His friend, Hussein Rahmi, nodded. "It's safer with the Christians," he said.

In the church's courtyard walked Fadi Abdoush, a stocky, 23-year-old Christian from Rmeish, with the gait of someone who had taken charge. He worked at a grocery store, but since the conflict began, he had struggled to provide help for the displaced.

"There is no city council," Abdoush said. "I've become the city council now. I've become the mayor."

He turned on a faucet that let out dirty water. "This is what we're drinking," he said.

He walked past 11 steel vats from Holland for shipping hydrogenated vegetable fat that he had lined up next to the church. Filled with stagnant water, they were for washing clothes. He walked into the entryway of his house, where he had set up three large steel plates for baking bread. He pointed out a makeshift latrine, too small to serve so many people.

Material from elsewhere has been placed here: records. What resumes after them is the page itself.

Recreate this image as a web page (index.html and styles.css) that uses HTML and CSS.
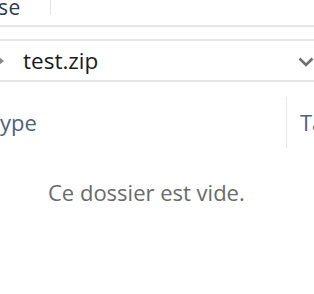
FILE: index.html
```html
<!DOCTYPE html>
<html lang="fr">
<head>
<meta charset="utf-8">
<link rel="stylesheet" href="styles.css">
</head>
<body>
<div class="window">
  <div class="ribbon">
    <span class="ribbon-label">se</span>
    <span class="ribbon-sep"></span>
  </div>
  <div class="address">
    <svg class="crumb-arrow" width="6" height="10" viewBox="0 0 6 10"><path d="M0 1 L5 5 L0 9 Z" fill="#8a8a8a"/></svg>
    <span class="address-text">test.zip</span>
    <svg class="dropdown" width="16" height="10" viewBox="0 0 16 10"><path d="M1.5 1.5 L8 8 L14.5 1.5" fill="none" stroke="#6e6e6e" stroke-width="2.6"/></svg>
  </div>
  <div class="columns">
    <span class="col col-type">ype</span>
    <span class="col-sep"></span>
    <span class="col col-size">Ta</span>
  </div>
  <div class="empty">Ce dossier est vide.</div>
</div>
</body>
</html>
```
FILE: styles.css
```css
html, body {
  margin: 0;
  padding: 0;
  background: #ffffff;
}
.window {
  width: 314px;
  height: 294px;
  overflow: hidden;
  font-family: "Open Sans", "Noto Sans", sans-serif;
  display: flex;
  flex-direction: column;
}
.ribbon {
  height: 25px;
  border-bottom: 2px solid #e6e6e6;
  display: flex;
  align-items: flex-start;
  flex: none;
}
.ribbon-label {
  font-size: 21px;
  line-height: 14px;
  height: 15px;
  color: #2c3a52;
  margin-left: -2px;
  width: 52px;
  overflow: hidden;
  letter-spacing: 0.5px;
  flex: none;
}
.ribbon-sep {
  width: 1px;
  height: 15px;
  background: #e3e3e3;
  flex: none;
}
.address {
  margin-top: 12px;
  height: 39px;
  border-top: 2px solid #e6e6e6;
  border-bottom: 2px solid #e6e6e6;
  display: flex;
  align-items: center;
  flex: none;
}
.crumb-arrow {
  margin-left: -1px;
  flex: none;
}
.address-text {
  margin-left: 18px;
  font-size: 22.5px;
  color: #1b1b1b;
  flex: 1;
}
.dropdown {
  flex: none;
  margin-top: 3px;
}
.columns {
  margin-top: 15px;
  height: 51px;
  display: flex;
  align-items: center;
  flex: none;
}
.col {
  font-size: 22px;
  color: #4f5f7c;
  flex: none;
}
.col-type {
  width: 286px;
  margin-top: -2px;
}
.col-sep {
  width: 1px;
  height: 51px;
  background: #e6e6e6;
  flex: none;
}
.col-size {
  margin-left: 13px;
  margin-top: -2px;
}
.empty {
  margin-top: 29px;
  padding-left: 48px;
  font-size: 22px;
  color: #6b6b6b;
  flex: none;
}
```
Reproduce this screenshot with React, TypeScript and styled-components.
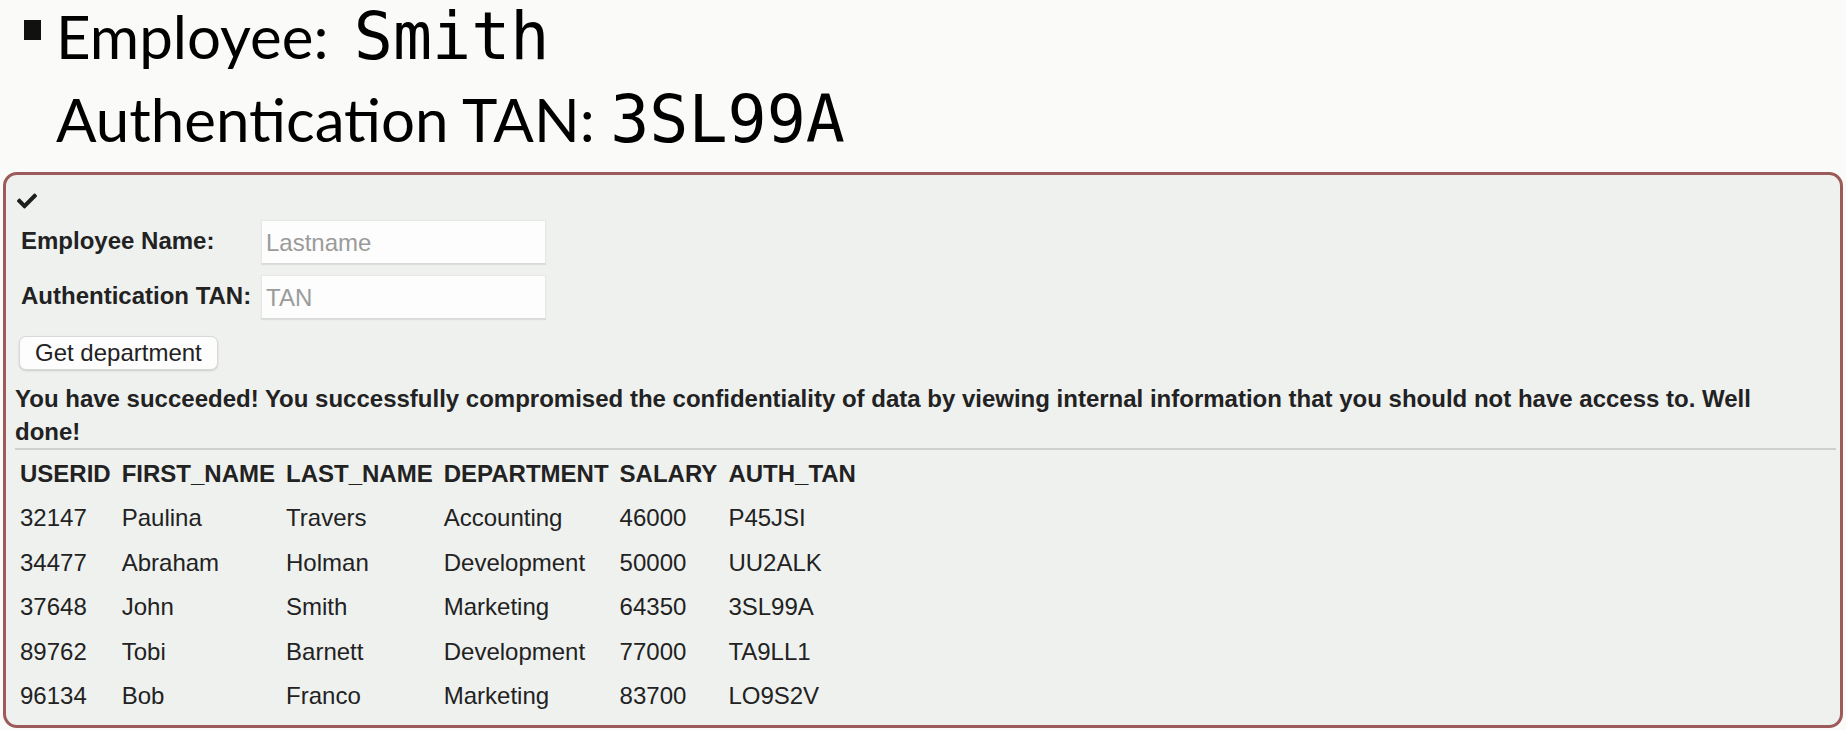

Then he walked into a small concrete hut, with brown tobacco leaves hanging from the roof for drying, where he had put 28 people, one family, who came from Aita al-Shaab.

Sixteen days ago, their house was destroyed. They had walked to Rmeish at 3 a.m.

"We don't know what our destiny is," said Hussein Nassar, the 65-year-old patriarch. "We have no idea what awaits us."

Abdoush looked out at the family. "One day it might be our turn," he said, echoing the words of neighbors that were often repeated Friday.

Along the town's main road was a jarring scene: a rare, chaotic, desperate panorama of life in an otherwise desolate and deserted region. People milled about on the roads, looking for rides. "$500 to Beirut! This isn't a shame? It's not a shame?" Suheil Adeeb shouted. Others stood expressionless. They held bags with clothes, blankets in plastic bags and their cooking pots on the street before them, the metal catching the glint of the sun. "We're waiting for God's help," said Yusuf Jamil, a 24-year-old from Aita al-Shaab.

A convoy left the city. Other cars joined it, frantically, people believing that in numbers there was more safety.

"It's a disaster for them, and it's a disaster for us," said 30-year-old Yusuf Rida.

Three nights before, his house was destroyed. So were three houses of his relatives. His grandfather was killed, as was his grandmother. With his cousin and uncle, they were still buried in the rubble. Before dawn, he walked to Rmeish with his three children and wife, all of them barefoot, bringing nothing with them but their clothes. They slept by the fetid pool.

"I didn't want to leave," he said.

"It was forced upon us," added his wife, Amal.

As they left Rmeish, a convoy with perhaps 100 cars plied the road, the vehicles flying their ubiquitous white flags, as blasts reverberated in the wadis along each side. Ahead, the white flag once tied to the roof of one minibus trailed behind it like a sail. There was a battered red Mercedes, improbably filled with 10 people, and a red tractor carrying 20 in back. They passed olive trees, a plowed but abandoned field and a silver Mercedes that was abandoned. "Joe Taxi," its windshield read.

At each blast, the eyes of Rida's children grew wider, and his wife cried more.

"These aren't my tears," she said. "These are the tears of my children."

He called his brother, staying near Sidon, to see whether he had room for his family. His daughter asked where another relative had gone. But for long stretches, they simply sat in silence, the terraced, rolling hills of southern Lebanon passing their windows.

"We don't know where we're going," he said softly. "We're just going."